On r/Bitcoin, this distinction generated real debate. Threads with tens of thousands of upvotes argued that even a soft, forfeiture-funded reserve is a historic first step toward legitimacy. Threads on r/CryptoCurrency were more skeptical — noting that “storing coins you already had” is not the same as “buying Bitcoin as strategic monetary policy.”


The Fiscal Reality

The total BTC in the US Strategic Bitcoin Reserve represents a meaningful but not dominant position in Bitcoin’s float. At April 2025 prices (roughly $85,000–$100,000), the reserve was worth approximately $17–20 billion. For comparison, US official gold reserves are approximately $550 billion at market prices.

The reserve is not generating yield. It is not being used as collateral. It is not producing dividends. It is a static holding — the government equivalent of holding Bitcoin in a hardware wallet.

The practical fiscal effect of a 200,000 BTC static reserve depends almost entirely on what happens to the price. At $500,000 per BTC (a figure cited frequently in Bitcoin bull scenarios), the reserve would be worth $100 billion — still a rounding error relative to US debt, but a meaningful political symbol. The reserve’s value is therefore more narrative than numeric.


The International Signal

The more interesting question is what the reserve communicates to other governments.

El Salvador adopted Bitcoin as legal tender in 2021 and has been accumulating continuously. Bhutan was quietly mining and holding Bitcoin through a government-owned entity. But those are small economies with limited reserve credibility. A US reserve changes the calculus.

Several dynamics are now in play:

The “race to accumulate” thesis: If Bitcoin’s supply is fixed at 21 million and the US has committed to holding 200,000 BTC, other nations may conclude they need to accumulate now before the price rises further — potentially triggering a sovereign accumulation race that drives prices dramatically higher. This is the argument made by Michael Saylor repeatedly in 2025.
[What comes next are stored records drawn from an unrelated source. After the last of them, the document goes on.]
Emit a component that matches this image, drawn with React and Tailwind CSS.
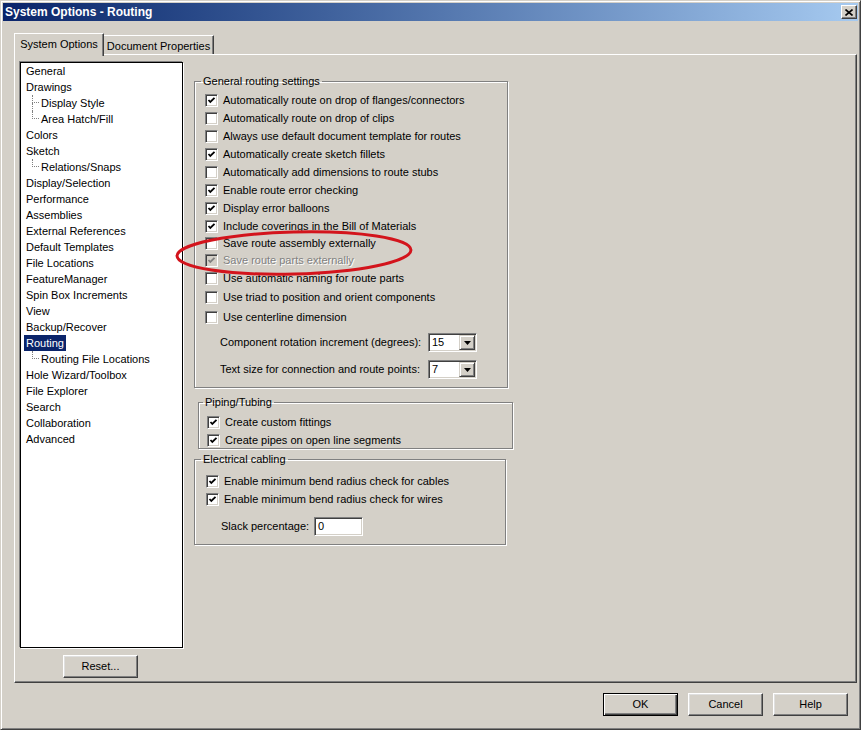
import React from 'react';

const FONT = { fontFamily: '"Liberation Sans", Arial, sans-serif' };

const tree = [
  { label: 'General' },
  { label: 'Drawings' },
  { label: 'Display Style', child: true },
  { label: 'Area Hatch/Fill', child: true, last: true },
  { label: 'Colors' },
  { label: 'Sketch' },
  { label: 'Relations/Snaps', child: true, last: true },
  { label: 'Display/Selection' },
  { label: 'Performance' },
  { label: 'Assemblies' },
  { label: 'External References' },
  { label: 'Default Templates' },
  { label: 'File Locations' },
  { label: 'FeatureManager' },
  { label: 'Spin Box Increments' },
  { label: 'View' },
  { label: 'Backup/Recover' },
  { label: 'Routing', selected: true },
  { label: 'Routing File Locations', child: true, last: true },
  { label: 'Hole Wizard/Toolbox' },
  { label: 'File Explorer' },
  { label: 'Search' },
  { label: 'Collaboration' },
  { label: 'Advanced' },
];

// mt = extra offset so rows land where the dialog has them
const generalRows = [
  { label: 'Automatically route on drop of flanges/connectors', checked: true, mt: 'mt-[3px]' },
  { label: 'Automatically route on drop of clips' },
  { label: 'Always use default document template for routes' },
  { label: 'Automatically create sketch fillets', checked: true },
  { label: 'Automatically add dimensions to route stubs' },
  { label: 'Enable route error checking', checked: true },
  { label: 'Display error balloons', checked: true },
  { label: 'Include coverings in the Bill of Materials', checked: true },
  { label: 'Save route assembly externally', mt: 'mt-[-1px]' },
  { label: 'Save route parts externally', checked: true, disabled: true, mt: 'mt-[-1px]' },
  { label: 'Use automatic naming for route parts' },
  { label: 'Use triad to position and orient components', mt: 'mt-[1px]' },
  { label: 'Use centerline dimension', mt: 'mt-[2px]' },
];

function Checkbox({ checked, disabled }) {
  return (
    <span className={`flex h-[13px] w-[13px] shrink-0 border border-t-[#808080] border-l-[#808080] border-r-white border-b-white shadow-[inset_1px_1px_0_#404040,inset_-1px_-1px_0_#d4d0c8] ${disabled ? 'bg-[#d4d0c8]' : 'bg-white'}`}>
      {checked && (
        <svg width="11" height="11" viewBox="0 0 11 11" className="block">
          <path d="M2.5 5 L4.3 7 L8.5 2.8" fill="none" stroke={disabled ? '#808080' : '#000'} strokeWidth="1.8" />
        </svg>
      )}
    </span>
  );
}

function CheckRow({ label, checked, disabled, mt = '', h = 'h-[18px]' }) {
  return (
    <div className={`flex items-center gap-[5px] ${h} ${mt}`}>
      <Checkbox checked={checked} disabled={disabled} />
      <span className={disabled ? 'text-[#808080] [text-shadow:1px_1px_0_#fff]' : 'text-black'}>{label}</span>
    </div>
  );
}

function Group({ title, className, bodyClass, legendClass = 'ml-[6px]', children }) {
  return (
    <fieldset className={`border border-[#808080] shadow-[1px_1px_0_#fff,inset_1px_1px_0_#fff] ${className}`}>
      <legend className={`${legendClass} px-[2px] leading-[13px]`}>{title}</legend>
      <div className={bodyClass}>{children}</div>
    </fieldset>
  );
}

function Combo({ value }) {
  return (
    <div className="flex h-[19px] w-[49px] border border-t-[#808080] border-l-[#808080] border-r-white border-b-white shadow-[inset_1px_1px_0_#404040,inset_-1px_-1px_0_#d4d0c8] bg-white p-[1px]">
      <span className="flex-1 pl-[2px] leading-[15px]">{value}</span>
      <span className="flex w-[16px] items-center justify-center border border-t-[#d4d0c8] border-l-[#d4d0c8] border-r-[#404040] border-b-[#404040] bg-[#d4d0c8] shadow-[inset_1px_1px_0_#fff,inset_-1px_-1px_0_#808080]">
        <svg width="7" height="4" viewBox="0 0 7 4"><path d="M0 0 H7 L3.5 4 Z" fill="#000" /></svg>
      </span>
    </div>
  );
}

function Button({ children, isDefault }) {
  return (
    <button
      className={`flex h-[23px] w-[75px] items-center justify-center bg-[#d4d0c8] ${
        isDefault
          ? 'border border-black shadow-[inset_1px_1px_0_#fff,inset_-1px_-1px_0_#404040,inset_-2px_-2px_0_#808080]'
          : 'border border-t-white border-l-white border-r-[#404040] border-b-[#404040] shadow-[inset_-1px_-1px_0_#808080,inset_1px_1px_0_#dfdfdf]'
      }`}
    >
      {children}
    </button>
  );
}

function TreeRow({ item }) {
  return (
    <div className={`flex h-[16px] items-stretch ${item.child ? 'pl-[11px]' : 'pl-[3px]'}`}>
      {item.child && (
        <span className="flex w-[7px] flex-col">
          <span className="h-[8px] border-l border-b border-dotted border-[#808080]" />
          <span className={`flex-1 ${item.last ? '' : 'border-l border-dotted border-[#808080]'}`} />
        </span>
      )}
      <span className={`px-[2px] leading-[16px] ${item.selected ? 'bg-[#0a246a] text-white' : 'text-black'}`}>
        {item.label}
      </span>
    </div>
  );
}

export default function App() {
  return (
    <div
      style={FONT}
      className="relative flex h-[730px] w-[861px] flex-col overflow-hidden border border-t-[#d4d0c8] border-l-[#d4d0c8] border-r-[#404040] border-b-[#404040] bg-[#d4d0c8] p-[2px] text-[11px] text-black shadow-[inset_1px_1px_0_#fff,inset_-1px_-1px_0_#808080]"
    >
      {/* Title bar */}
      <div className="flex h-[18px] items-center bg-gradient-to-r from-[#0a246a] to-[#a6caf0] pl-[2px] pr-[1px]">
        <span className="flex-1 text-[12px] font-bold text-white">System Options - Routing</span>
        <span className="flex h-[14px] w-[16px] items-center justify-center border border-t-white border-l-white border-r-[#404040] border-b-[#404040] bg-[#d4d0c8] shadow-[inset_-1px_-1px_0_#808080]">
          <svg width="8" height="7" viewBox="0 0 8 7">
            <path d="M0.5 0.5 L7.5 6.5 M7.5 0.5 L0.5 6.5" stroke="#000" strokeWidth="1.6" />
          </svg>
        </span>
      </div>

      {/* Tabs */}
      <div className="relative z-10 mb-[-2px] ml-[11px] mt-[12px] flex items-end">
        <div className="flex h-[23px] w-[90px] items-start justify-center border-l border-t border-r border-t-white border-l-white border-r-[#404040] bg-[#d4d0c8] pt-[2px] shadow-[inset_-1px_0_0_#808080]">
          System Options
        </div>
        <div className="mb-[2px] flex h-[19px] w-[110px] items-start justify-center border-t border-r border-t-white border-r-[#404040] pt-[2px] shadow-[inset_-1px_0_0_#808080]">
          Document Properties
        </div>
      </div>

      {/* Tab panel */}
      <div className="ml-[11px] flex h-[629px] w-[843px] border border-t-white border-l-white border-r-[#404040] border-b-[#404040] shadow-[inset_-1px_-1px_0_#808080]">
        <div className="flex flex-col pl-[5px] pt-[7px]">
          <div className="h-[586px] w-[163px] border border-black bg-white shadow-[-1px_-1px_0_#808080,1px_1px_0_#fff]">
            {tree.map((item) => (
              <TreeRow key={item.label} item={item} />
            ))}
          </div>
          <div className="ml-[43px] mt-[7px]">
            <Button>Reset...</Button>
          </div>
        </div>

        <div className="ml-[11px] flex flex-col pt-[20px]">
          <Group title="General routing settings" className="w-[314px]" bodyClass="pb-[8px] pl-[10px]">
            {generalRows.map((r) => (
              <CheckRow key={r.label} {...r} />
            ))}
            <div className="mt-[7px] flex h-[19px] items-center pl-[15px]">
              <span className="w-[208px]">Component rotation increment (degrees):</span>
              <Combo value="15" />
            </div>
            <div className="mt-[8px] flex h-[19px] items-center pl-[15px]">
              <span className="w-[208px]">Text size for connection and route points:</span>
              <Combo value="7" />
            </div>
          </Group>

          <Group title="Piping/Tubing" className="ml-[4px] mt-[8px] w-[315px]" legendClass="ml-[4px]" bodyClass="pl-[8px]">
            <CheckRow label="Create custom fittings" checked h="h-[16px]" mt="mt-[5px]" />
            <CheckRow label="Create pipes on open line segments" checked h="h-[16px]" mt="mt-[2px]" />
          </Group>

          <Group title="Electrical cabling" className="mt-[4px] w-[312px]" bodyClass="pb-[8px] pl-[11px]">
            <CheckRow label="Enable minimum bend radius check for cables" checked mt="mt-[6px]" />
            <CheckRow label="Enable minimum bend radius check for wires" checked />
            <div className="mt-[9px] flex h-[19px] items-center">
              <span className="w-[108px] pl-[15px]">Slack percentage:</span>
              <span className="h-[19px] w-[49px] border border-t-[#808080] border-l-[#808080] border-r-white border-b-white bg-white pl-[3px] leading-[17px] shadow-[inset_1px_1px_0_#404040,inset_-1px_-1px_0_#d4d0c8]">
                0
              </span>
            </div>
          </Group>
        </div>
      </div>

      {/* Dialog buttons */}
      <div className="mt-[10px] flex justify-end gap-[10px] pr-[10px]">
        <Button isDefault>OK</Button>
        <Button>Cancel</Button>
        <Button>Help</Button>
      </div>

      {/* Hand-drawn red ellipse annotation */}
      <svg className="pointer-events-none absolute left-[169px] top-[222px]" width="250" height="60" viewBox="0 0 250 60">
        <ellipse cx="124" cy="30" rx="117" ry="21" fill="none" stroke="#d3141c" strokeWidth="3" transform="rotate(-1.5 124 30)" />
      </svg>
    </div>
  );
}
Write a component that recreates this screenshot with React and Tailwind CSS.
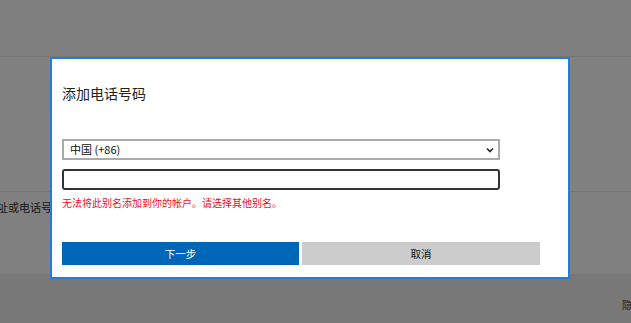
import React from 'react';

export default function App() {
  return (
    <main
      className="relative w-[631px] h-[323px] overflow-hidden bg-[#808080]"
      style={{ fontFamily: '"Noto Sans CJK SC", "Liberation Sans", sans-serif' }}
    >
      {/* Page behind the overlay */}
      <header className="h-[57px] bg-[#7f7f7f] border-b border-[#767676]" />
      <section className="h-[135px] bg-[#808080] border-b border-[#767676]" />
      <div className="h-[82px] bg-[#808080] pt-[7px]">
        <div className="ml-[-14px] whitespace-nowrap text-[11px] leading-[16px] text-[#141414]">地址或电话号码</div>
      </div>
      <footer className="h-[49px] bg-[#787878] flex justify-end items-start pt-[24px]">
        <span className="mr-[-11px] text-[10px] leading-[14px] text-[#1a1a1a]">隐私</span>
      </footer>

      {/* Dialog */}
      <div className="absolute left-[50px] top-[57px] w-[520px] h-[222px] border-2 border-[#1e7fd9] bg-white px-[10px]">
        <h2 className="mt-[24px] h-[20px] text-[14px] leading-[20px] text-[#222] font-normal">添加电话号码</h2>

        <div className="mt-[36px] w-[438px] h-[21px] border-2 border-[#ababab] flex items-center justify-between pl-[6px] pr-[4px]">
          <span className="text-[11px] text-[#111]">中国 (+86)</span>
          <svg width="8" height="6" viewBox="0 0 8 6">
            <path d="M1 1.5 L4 4.5 L7 1.5" fill="none" stroke="#222" strokeWidth="1.6" />
          </svg>
        </div>

        <div className="mt-[9px] w-[438px] h-[21px] border-2 border-[#333] rounded-[3px]" />

        <p className="mt-[6px] text-[10px] leading-[14px] text-[#e81123]">无法将此别名添加到你的帐户。请选择其他别名。</p>

        <div className="mt-[32px] flex gap-[3px] w-[478px]">
          <button className="w-[237px] h-[23px] bg-[#0067b8] text-white text-[10.5px] leading-[23px]">下一步</button>
          <button className="w-[238px] h-[23px] bg-[#cccccc] text-[#111] text-[10.5px] leading-[23px]">取消</button>
        </div>
      </div>
    </main>
  );
}
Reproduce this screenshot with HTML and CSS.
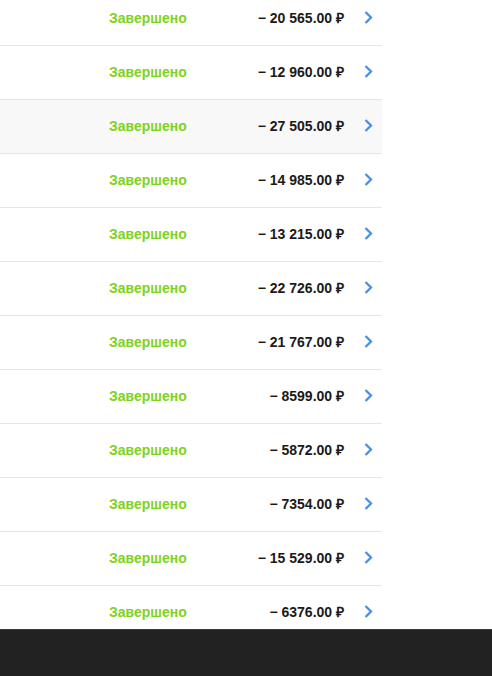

The legitimacy effect: Emerging market central banks that dismissed Bitcoin as speculative now have cover to research it. “If the US Treasury holds it” is a meaningful sentence for a central bank risk committee to cite. This doesn’t guarantee anyone actually buys — but it removes the political risk of proposing it.

The sanctions evasion complication: The US holding Bitcoin while simultaneously imposing OFAC sanctions on Tornado Cash and other mixing protocols reveals a tension: the US government wants to control how Bitcoin flows through the financial system while also benefiting from its appreciation. How this resolves — through regulation, technical controls, or continued selective enforcement — remains one of the most interesting open questions.


What Bitcoin Maximalists Get Right (and Wrong)

The maximalist case for the reserve is essentially: sovereign adoption at the US level confirms Bitcoin’s role as a neutral, global reserve asset analogous to gold. Once the US holds it, it becomes politically much harder for a future US administration to ban it — creating a form of legislative entrenchment through executive action.

This argument is more credible than critics give it credit for. The reserve does create a constituency of self-interest in the US government that didn’t exist before. Federal agencies that manage the reserve, congressional oversight committees that monitor it, and a president who made it a campaign promise all become invested in its value.

What maximalists get wrong is the timeline. Sovereign adoption normalizes Bitcoin — it doesn’t immediately produce price effects proportionate to the narrative. The price moved sharply on the announcement (as it does on any macro catalyst), then settled back into broader macro correlations. Bitcoin remains highly correlated with Nasdaq tech in risk-off environments. The reserve hasn’t changed that correlation structure.


The Opposition Case

Critics from the left raised two main objections: first, that the government should be selling seized criminal assets into the Treasury rather than holding them as a speculative position; second, that any windfall from Bitcoin appreciation would accrue primarily to existing large holders (Saylor’s company, Satoshi’s wallets, whales) rather than the general public.

Critics from the traditional finance right raised a different concern: that a government treasury reserve in a volatile, non-interest-bearing asset sets a dangerous precedent for sovereign reserve management. Gold reserves exist partly because gold is stable enough (in real terms) not to create political volatility around reserve valuation. Bitcoin is not stable in that sense.

Both critiques have empirical basis. Neither has gained decisive political traction — in part because the policy was popular with a large enough coalition to survive the first year.


Where It Actually Stands

A year in, the US Strategic Bitcoin Reserve is real but not yet structurally durable. It has survived the first year without reversal, which matters. It has not triggered a meaningful sovereign accumulation race, though several countries are now in active internal debate. It has not resolved the tension between the US’s pro-Bitcoin reserve policy and its increasingly aggressive stance against Bitcoin privacy infrastructure.

The strongest thing that can be said for it: it exists, it hasn’t been reversed, and its existence changes the default political framing around Bitcoin from “the government will eventually ban it” to “the government already holds it.” That’s not nothing.

The most honest thing that can be said: one year of an executive-order reserve funded by seized assets is not a monetary policy shift. It is a positioning decision. Whether it becomes something more durable depends on whether Congress codifies it — which, as of April 2026, has not happened.